- Set task
Set down each line of the material that follows, exactly, with no pictures.

Records excerpted from a collection

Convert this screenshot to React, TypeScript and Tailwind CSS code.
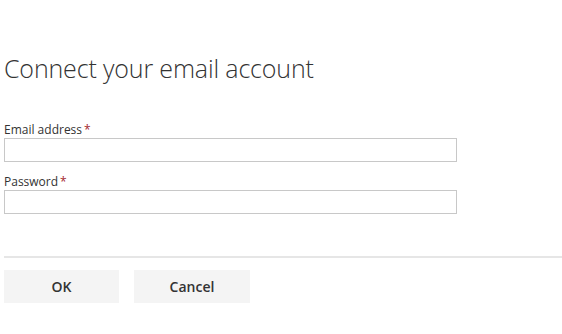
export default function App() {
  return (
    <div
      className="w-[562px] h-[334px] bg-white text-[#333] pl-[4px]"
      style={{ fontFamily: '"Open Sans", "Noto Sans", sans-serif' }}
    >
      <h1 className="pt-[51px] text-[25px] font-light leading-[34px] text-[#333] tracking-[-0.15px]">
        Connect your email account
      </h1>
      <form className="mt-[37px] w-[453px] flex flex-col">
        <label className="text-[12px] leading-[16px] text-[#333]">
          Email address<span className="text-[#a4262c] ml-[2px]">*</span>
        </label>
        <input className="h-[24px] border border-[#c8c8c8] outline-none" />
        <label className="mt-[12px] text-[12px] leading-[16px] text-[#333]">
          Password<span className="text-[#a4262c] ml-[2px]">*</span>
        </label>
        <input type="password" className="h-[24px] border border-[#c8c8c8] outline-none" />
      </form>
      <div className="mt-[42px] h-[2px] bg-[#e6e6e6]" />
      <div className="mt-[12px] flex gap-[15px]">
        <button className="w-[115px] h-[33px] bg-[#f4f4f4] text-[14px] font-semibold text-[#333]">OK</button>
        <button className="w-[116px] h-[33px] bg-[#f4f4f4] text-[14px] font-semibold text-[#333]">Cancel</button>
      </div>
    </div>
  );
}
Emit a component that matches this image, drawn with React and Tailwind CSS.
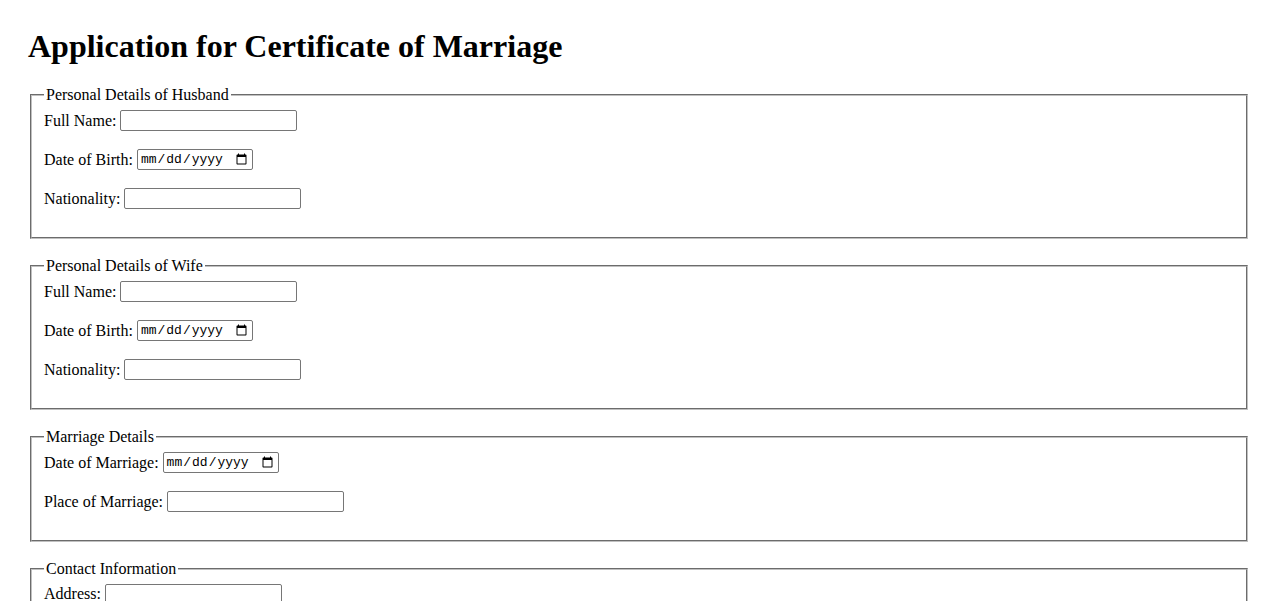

- Right answer
Convert this screenshot to React, TypeScript and Tailwind CSS code.
export default function App() {
  return (
    <div
      className="w-[562px] h-[334px] bg-white text-[#333] pl-[4px]"
      style={{ fontFamily: '"Open Sans", "Noto Sans", sans-serif' }}
    >
      <h1 className="pt-[51px] text-[25px] font-light leading-[34px] text-[#333] tracking-[-0.15px]">
        Connect your email account
      </h1>
      <form className="mt-[37px] w-[453px] flex flex-col">
        <label className="text-[12px] leading-[16px] text-[#333]">
          Email address<span className="text-[#a4262c] ml-[2px]">*</span>
        </label>
        <input className="h-[24px] border border-[#c8c8c8] outline-none" />
        <label className="mt-[12px] text-[12px] leading-[16px] text-[#333]">
          Password<span className="text-[#a4262c] ml-[2px]">*</span>
        </label>
        <input type="password" className="h-[24px] border border-[#c8c8c8] outline-none" />
      </form>
      <div className="mt-[42px] h-[2px] bg-[#e6e6e6]" />
      <div className="mt-[12px] flex gap-[15px]">
        <button className="w-[115px] h-[33px] bg-[#f4f4f4] text-[14px] font-semibold text-[#333]">OK</button>
        <button className="w-[116px] h-[33px] bg-[#f4f4f4] text-[14px] font-semibold text-[#333]">Cancel</button>
      </div>
    </div>
  );
}
Emit a component that matches this image, drawn with React and Tailwind CSS.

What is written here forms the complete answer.